The tl;dr of it is that if 50% + 1 of a workforce unionizes, the union bargains collectively for everyone. Even for free-loaders who don't pay union dues.

This is like being able to opt out of paying taxes, while still receiving all government benefits. If that were legal, then our public services would collapse by next week.

1 comments

> The tl;dr of it is that if 50% + 1 of a workforce unionizes, the union bargains collectively for everyone. Even for free-loaders who don't pay union dues.

There are no freeloaders. The union defines the bargaining unit, and they can choose to define it to include only members. They typically don't choose to do this, because they prefer to make the bargaining unit as large as possible, and they are legally allowed to collect fees from non-members in the bargaining unit.
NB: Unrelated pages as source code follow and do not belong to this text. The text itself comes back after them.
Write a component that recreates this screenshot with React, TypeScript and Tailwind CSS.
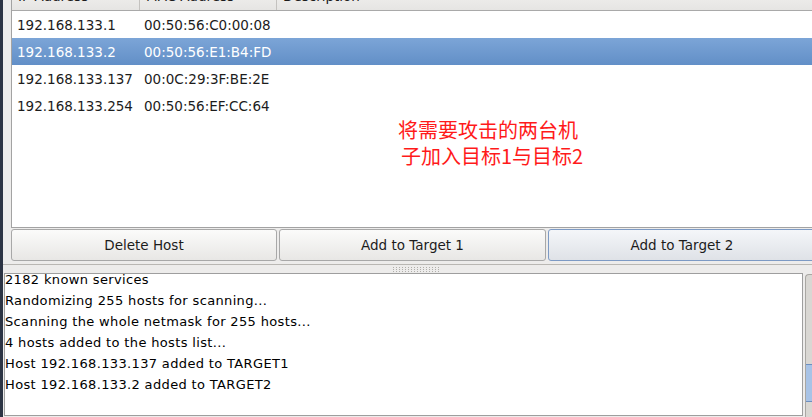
import React from "react";

const hosts = [
  { ip: "192.168.133.1", mac: "00:50:56:C0:00:08" },
  { ip: "192.168.133.2", mac: "00:50:56:E1:B4:FD", selected: true },
  { ip: "192.168.133.137", mac: "00:0C:29:3F:BE:2E" },
  { ip: "192.168.133.254", mac: "00:50:56:EF:CC:64" },
];

const logLines = [
  "2182 known services",
  "Randomizing 255 hosts for scanning...",
  "Scanning the whole netmask for 255 hosts...",
  "4 hosts added to the hosts list...",
  "Host 192.168.133.137 added to TARGET1",
  "Host 192.168.133.2 added to TARGET2",
];

function GripDots() {
  // little dotted handle of the paned separator
  return (
    <div className="grid grid-cols-[repeat(16,3px)] gap-y-[1px]">
      {Array.from({ length: 48 }).map((_, i) => (
        <span key={i} className="w-[1px] h-[1px] bg-[#b0aeaa]" />
      ))}
    </div>
  );
}

export default function App() {
  return (
    <div
      className="w-[812px] h-[417px] overflow-hidden bg-[#edeceb] flex text-[13.5px] text-[#1c1c1c]"
      style={{ fontFamily: '"DejaVu Sans", "Noto Sans CJK SC", sans-serif' }}
    >
      <div className="w-[3px] shrink-0 bg-[#2c3444]" />

      <div className="flex-1 flex flex-col min-w-0">
        {/* top pane: hosts list + buttons */}
        <div className="h-[265px] shrink-0 pl-[8px] flex flex-col border-b border-[#b9b7b3]">
          <div className="relative h-[228px] shrink-0 bg-white border-l border-b border-[#a3a3a3] overflow-hidden">
            <div className="flex h-[24px] mt-[-13px] bg-gradient-to-b from-[#f3f2f1] to-[#e6e5e3] border-b border-[#a9a9a9] text-[13.5px] leading-[19px]">
              <div className="w-[128px] pl-[6px] border-r border-[#c4c2bf]">IP Address</div>
              <div className="w-[137px] pl-[6px] border-r border-[#c4c2bf]">MAC Address</div>
              <div className="flex-1 pl-[6px]">Description</div>
            </div>
            {hosts.map((h) => (
              <div
                key={h.ip}
                className={
                  "flex h-[27px] items-center pt-[2px] " +
                  (h.selected
                    ? "bg-gradient-to-b from-[#7ca5d7] to-[#628fc7] text-white"
                    : "")
                }
              >
                <div className="w-[128px] pl-[5px]">{h.ip}</div>
                <div className="pl-[4px]">{h.mac}</div>
              </div>
            ))}
            <div
              className="absolute left-[386px] top-[117px] text-[20px] leading-[26px] text-[#ff1a1a]"
              style={{ fontFamily: '"Noto Sans CJK SC", sans-serif' }}
            >
              <div>将需要攻击的两台机</div>
              <div className="pl-[3px]">子加入目标1与目标2</div>
            </div>
          </div>

          <div className="flex gap-[2px] pt-[1px] h-[33px] overflow-hidden">
            <button className="w-[266px] shrink-0 h-[32px] rounded-[3px] border border-[#a8a8a8] bg-gradient-to-b from-[#fbfbfa] to-[#e8e7e5]">
              Delete Host
            </button>
            <button className="w-[267px] shrink-0 h-[32px] rounded-[3px] border border-[#a8a8a8] bg-gradient-to-b from-[#fbfbfa] to-[#e8e7e5]">
              Add to Target 1
            </button>
            <button className="w-[268px] shrink-0 h-[32px] rounded-[3px] border border-[#7d9ac4] bg-gradient-to-b from-[#f4f6f9] to-[#dfe2e7]">
              Add to Target 2
            </button>
          </div>
        </div>

        {/* paned separator */}
        <div className="h-[8px] shrink-0 flex items-center justify-center pl-[19px]">
          <GripDots />
        </div>

        {/* bottom pane: log */}
        <div className="flex flex-1 min-h-0 pl-[1px]">
          <div className="flex-1 bg-white border border-[#9e9e9e] overflow-hidden mb-[1px]">
            <div className="mt-[-5px] text-[13px] tracking-[0.35px] leading-[21px] text-black">
              {logLines.map((l) => (
                <div key={l} className="whitespace-nowrap">
                  {l}
                </div>
              ))}
            </div>
          </div>
          <div className="w-[7px] ml-[2px] mt-[1px] rounded-tl-[4px] border-l border-t border-[#a9a7a3] bg-[#d9d7d3] flex flex-col">
            <div className="h-[89px]" />
            <div className="h-[38px] bg-[#a8c3e6] border-t border-b border-[#6d8fc0]" />
          </div>
        </div>
      </div>
    </div>
  );
}
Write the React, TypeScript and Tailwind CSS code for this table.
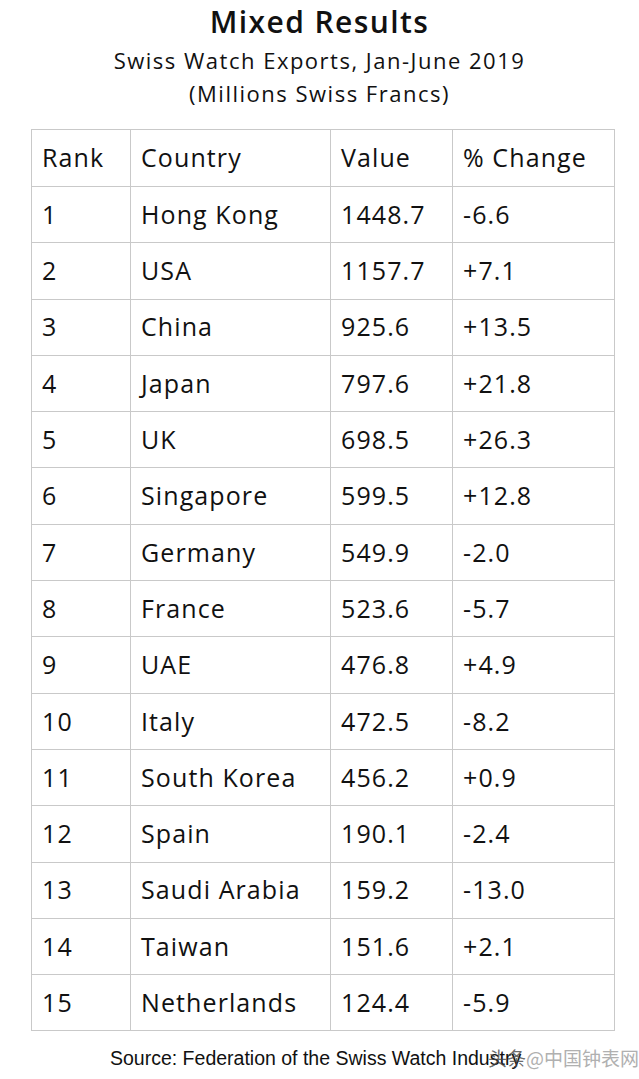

This is a quirk of US labor law; most other countries don't permit unions to do this.

Right-to-work laws prevent them from collecting fees from non-members.

That's the whole problem. Exclusive representation is fine. Right to work is fine. The two together destroy unions.

> Right-to-work laws prevent them from collecting fees from non-members. That's the whole problem. Exclusive representation is fine. Right to work is fine. The two together destroy unions.

That's a weird conclusion, given that in, most other countries that are considered to have strong unions, unions actually don't have the authority to collect fees from all non-members in a bargaining unit.